The business model is refreshingly simple. You pay $20/year, you get these services. That's it. No dark patterns. No premium tiers. No "growth hacking." No pivots. When was the last time a tech platform made you smile just from using it?
If you're on Medium reading this, you're probably a writer. You probably care about having a platform for your work. You've probably been frustrated by Medium's paywall dance, wondering why your views and reads are down.
weblog.lol might not have Medium's network effects, since it doesn't have the same discovery mechanisms. But it's yours. Your blog. Your domain (you can point your own custom domain to it). Your words. Your design. No algorithm deciding who sees your work. No paywall keeping readers out unless they can afford $5/month.
And you can have both. Post your thoughtful, long-form work on weblog.lol. Cross-post to Medium if you want their audience.
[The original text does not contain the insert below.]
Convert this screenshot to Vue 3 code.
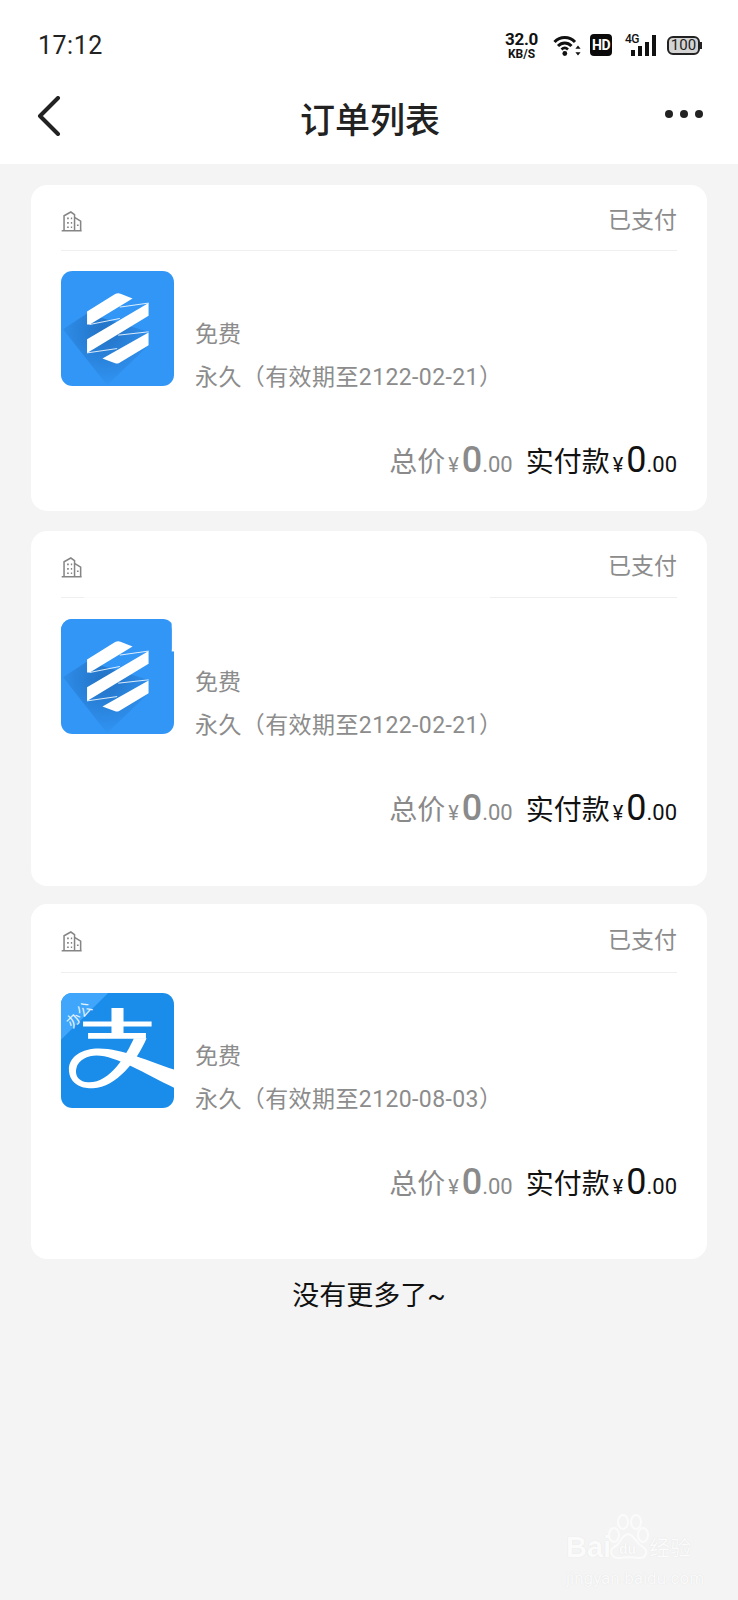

Use omg.lol as your permanent, stable home that no company can take away.
How To Join
If I've successfully convinced you to give it a try, click here to sign up. That's my referral link, which means you'll get the same $20/year price, and I'll get a small credit if you join.
But honestly? Whether you use my link or not, whether you join omg.lol or find another independent platform, the important thing is this:
Take back your corner of the Internet.Stop building on rented land. Stop trusting platforms that see you as product. Stop waiting for some company to make the "perfect" tool.
I'm excited about the Internet again. Places like omg.lol prove that another web is possible. A web made by people, for people. Where you own your corner. Where tools are tools and not manipulation engines. People over metrics, sustainability over growth, joy over optimization, community over conquest. These are the values I want the Internet to have.
And the tools already exist. The community already exists. The independent web is already here, quietly thriving while Big Tech implodes under its own extractive weight. All you have to do is join it.